A new collaboration between Korea and the US offers a surprising fait accomplis to the frenetic image synthesis scene: a text-to-image framework based not on latent diffusion (such as Stable Diffusion), but on the older and now often-dismissed Generative Adversarial Network (GAN) model.

Examples from the GigaGAN framework, obtained in typically far less time than for latent diffusion models such as DALL-E 2 and Stable Diffusion. Source: https://mingukkang.github.io/GigaGAN/static/paper/gigagan_cvpr2023_original.pdf
Examples from the GigaGAN framework, obtained in typically far less time than for latent diffusion models such as DALL-E 2 and Stable Diffusion. Source: https://mingukkang.github.io/GigaGAN/static/paper/gigagan_cvpr2023_original.pdf

Prior works with similar scope have always been trained on limited datasets, while the new system, titled GigaGAN, has been trained on subsets of the hyperscale LAION dataset that powers Stable Diffusion.

Until now, GAN networks tended to become unstable when training very high volumes of data, but the researchers for the new project have used multiple adjunct and additional technologies to bolster and reinforce a StyleGAN-based architecture so that GigaGAN can not only produce fine quality text-to-image photos in a fraction of the time that latent diffusion models (LDMs) take, but also produce images at extraordinarily high resolutions by default (rather than on the greatest and most powerful GPUs).

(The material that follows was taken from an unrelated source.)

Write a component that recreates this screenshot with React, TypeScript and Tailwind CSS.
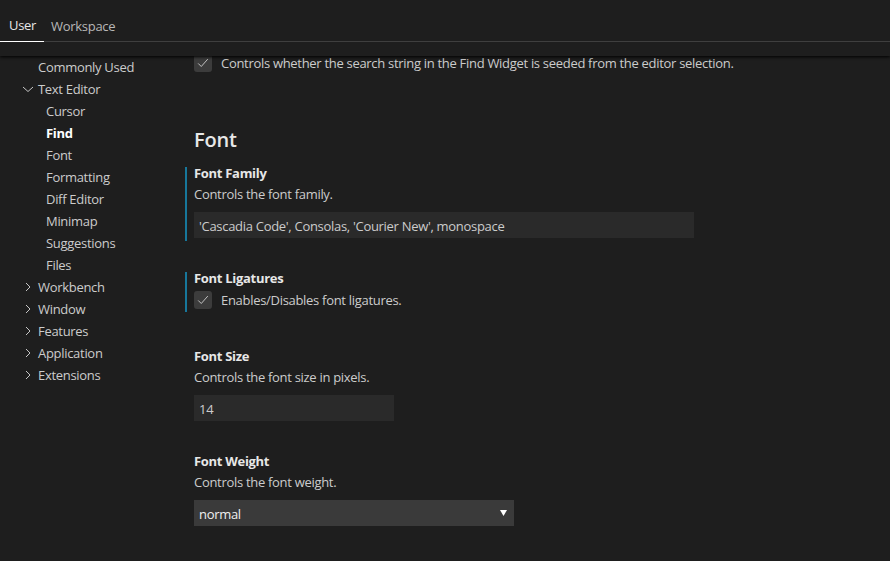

The latter achievement has been enabled by a novel upscaling architecture, which is capable of producing high-resolution detail, and which, the authors state, can also be dropped into other generative systems – even those that do not use GANs, such as DALL-E 2 and Stable Diffusion.

Top left, the original pixelated image content; second from left, upscaling results from Real-ESRGAN, a popular upscaler in Stable Diffusion; center top, native Stable Diffusion upscaling; the right-most two images use GigaGAN's upscaler at 1k and 4k resolution, respectively. See the paper for greater detail and a fairer comparison.
Top left, the original pixelated image content; second from left, upscaling results from Real-ESRGAN, a popular upscaler in Stable Diffusion; center top, native Stable Diffusion upscaling; the right-most two images use GigaGAN's upscaler at 1k and 4k resolution, respectively. See the paper for greater detail and a fairer comparison.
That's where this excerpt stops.